Before I get started, let me explain that in the post title, Skip refers to the verb part of speech, as in 'omit', not some yuppie weenie with a 3-series BMW.
Several years ago I had a very good job selling software. Decent base salary, good commissions, occasional travel to tradeshows in interesting cities: New Orleans, Los Angeles, Orlando, Las Vegas, Atlanta. Not Peoria or Schenectady. Although Kansas City was kind of scary, and Minneapolis was on the cusp.

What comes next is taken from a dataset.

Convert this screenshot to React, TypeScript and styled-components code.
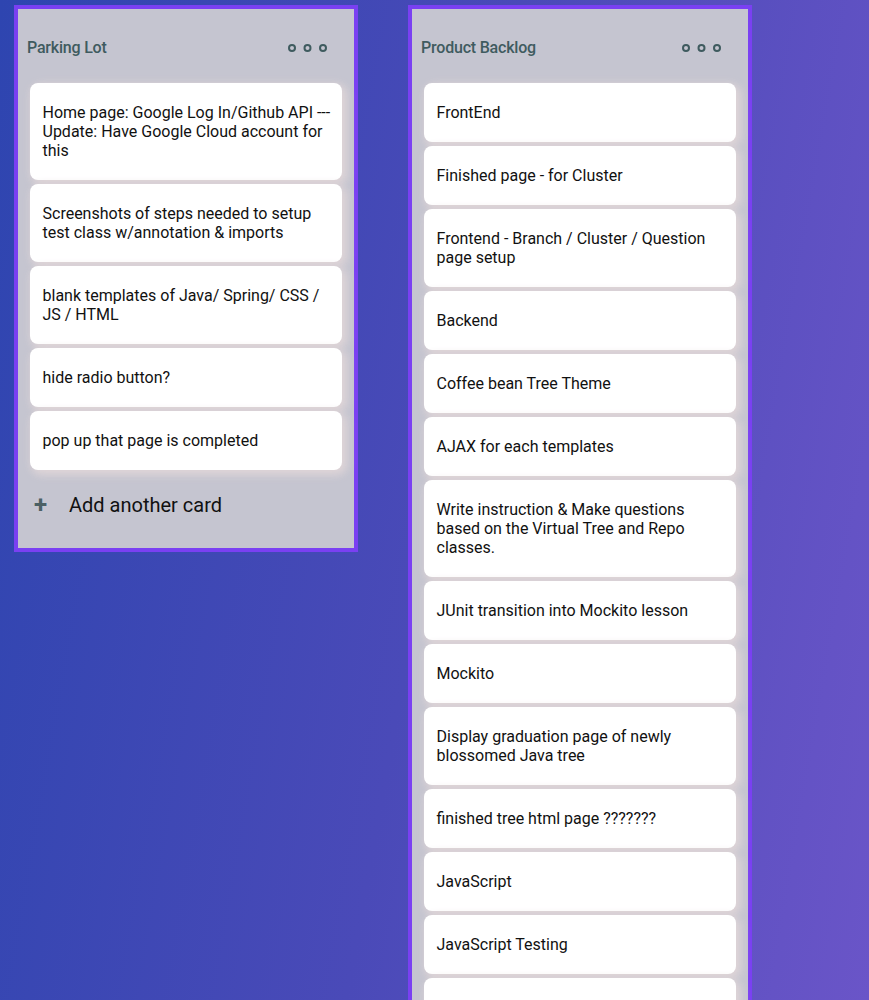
import React from "react";
import styled, { createGlobalStyle } from "styled-components";

const GlobalStyle = createGlobalStyle`
  html, body {
    margin: 0;
    padding: 0;
    min-height: 100%;
  }
  body {
    background: linear-gradient(100deg, #2e45b0 0%, #4a4ab8 50%, #6a55c8 100%);
    background-attachment: fixed;
    font-family: Roboto, "Liberation Sans", Arial, sans-serif;
  }
`;

const Board = styled.div`
  display: flex;
  align-items: flex-start;
  gap: 50px;
  padding: 5px 14px;
  min-height: 1000px;
  box-sizing: border-box;
`;

const List = styled.section`
  width: 344px;
  box-sizing: border-box;
  border: 4px solid #7a40f2;
  background: #c5c5d0;
  display: flex;
  flex-direction: column;
  flex-shrink: 0;
`;

const Header = styled.header`
  display: flex;
  align-items: center;
  justify-content: space-between;
  padding: 29px 26px 26px 9px;
`;

const Title = styled.h2`
  margin: 0;
  font-size: 16px;
  line-height: 19px;
  font-weight: 500;
  color: #3f5b5f;
  letter-spacing: -0.2px;
`;

const MenuButton = styled.button`
  border: 0;
  background: transparent;
  padding: 0;
  display: flex;
  align-items: center;
  cursor: pointer;
`;

const Cards = styled.div`
  display: flex;
  flex-direction: column;
  gap: 4px;
  padding: 0 12px;
`;

const Card = styled.div`
  background: #ffffff;
  border-radius: 8px;
  padding: 20px 9px 20px 12.5px;
  min-height: 19px;
  font-size: 16px;
  line-height: 19px;
  color: #111111;
  box-shadow: 3px 3px 8px 2px rgba(224, 214, 216, 0.95);
`;

const AddCard = styled.button`
  display: flex;
  align-items: center;
  gap: 20px;
  border: 0;
  background: transparent;
  padding: 23px 0 31px 16px;
  font-family: Roboto, "Liberation Sans", Arial, sans-serif;
  font-size: 20px;
  line-height: 24px;
  color: #111111;
  cursor: pointer;
  text-align: left;
`;

const Plus = styled.span`
  font-size: 24px;
  font-weight: 700;
  color: #4b6064;
  width: 15px;
  line-height: 24px;
`;

const Dots = () => (
  <svg width="40" height="10" viewBox="0 0 40 10">
    {[4, 19.5, 35].map((cx) => (
      <circle key={cx} cx={cx} cy={5} r={3} fill="none" stroke="#3f5b5f" strokeWidth={2} />
    ))}
  </svg>
);

type ListData = { title: string; cards: string[]; add?: boolean };

const lists: ListData[] = [
  {
    title: "Parking Lot",
    add: true,
    cards: [
      "Home page: Google Log In/Github API --- Update: Have Google Cloud account for this",
      "Screenshots of steps needed to setup test class w/annotation & imports",
      "blank templates of Java/ Spring/ CSS / JS / HTML",
      "hide radio button?",
      "pop up that page is completed",
    ],
  },
  {
    title: "Product Backlog",
    cards: [
      "FrontEnd",
      "Finished page - for Cluster",
      "Frontend - Branch / Cluster / Question page setup",
      "Backend",
      "Coffee bean Tree Theme",
      "AJAX for each templates",
      "Write instruction & Make questions based on the Virtual Tree and Repo classes.",
      "JUnit transition into Mockito lesson",
      "Mockito",
      "Display graduation page of newly blossomed Java tree",
      "finished tree html page ???????",
      "JavaScript",
      "JavaScript Testing",
      "",
    ],
  },
];

export default function App() {
  return (
    <>
      <GlobalStyle />
      <Board>
        {lists.map((list) => (
          <List key={list.title}>
            <Header>
              <Title>{list.title}</Title>
              <MenuButton aria-label="List actions">
                <Dots />
              </MenuButton>
            </Header>
            <Cards>
              {list.cards.map((c, i) => (
                <Card key={i}>{c}</Card>
              ))}
            </Cards>
            {list.add && (
              <AddCard>
                <Plus>+</Plus>
                Add another card
              </AddCard>
            )}
          </List>
        ))}
      </Board>
    </>
  );
}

Anyway, while I worked there, the company was sold to an out-of-state, up-and-coming dot.com concern flush with cash from irrationally exuberant venture capitalists. In the deal, we got a new sales manager. Terry was his name, probably drove a 3-series BMW. He supposedly had an MBA, had held some very high-powered sales management jobs, and I think he was a member of the Management Book of the Month Club. But, as my Dad might say, the guy couldn't pour piss from a boot with directions on the heel.
Nonetheless, one of the books we were required to read was Selling to VITO. Despite the seeming intrigue of Mafiosi, and being authored by a guy named Anthony, the basic premise was that, in sales, you should forgo large expenditures of time and resources with low-level functionaries in your prospect's organization, and instead go straight to the [Very Important Top Officer] decision maker.
Simple enough concept to understand.
Business and work can be a lot like the schoolyard. There's bookworms and slackers, jocks, stoners, band nerds, drama queens, goat-ropers, and freaks.
And if you find yourself being tormented by a bully, you could go to your BFF, or maybe the room monitor, or the teacher. Unless of course, the teacher is your tormentor.
But, the lesson from Selling to VITO seems clear here: Don't screw around with low-level administrators, bureaucrats, and dipsticks. Don't even waste your time in the Principal's office.
Go straight to the Superintendent or School Board President, and blow the problem right out of the water.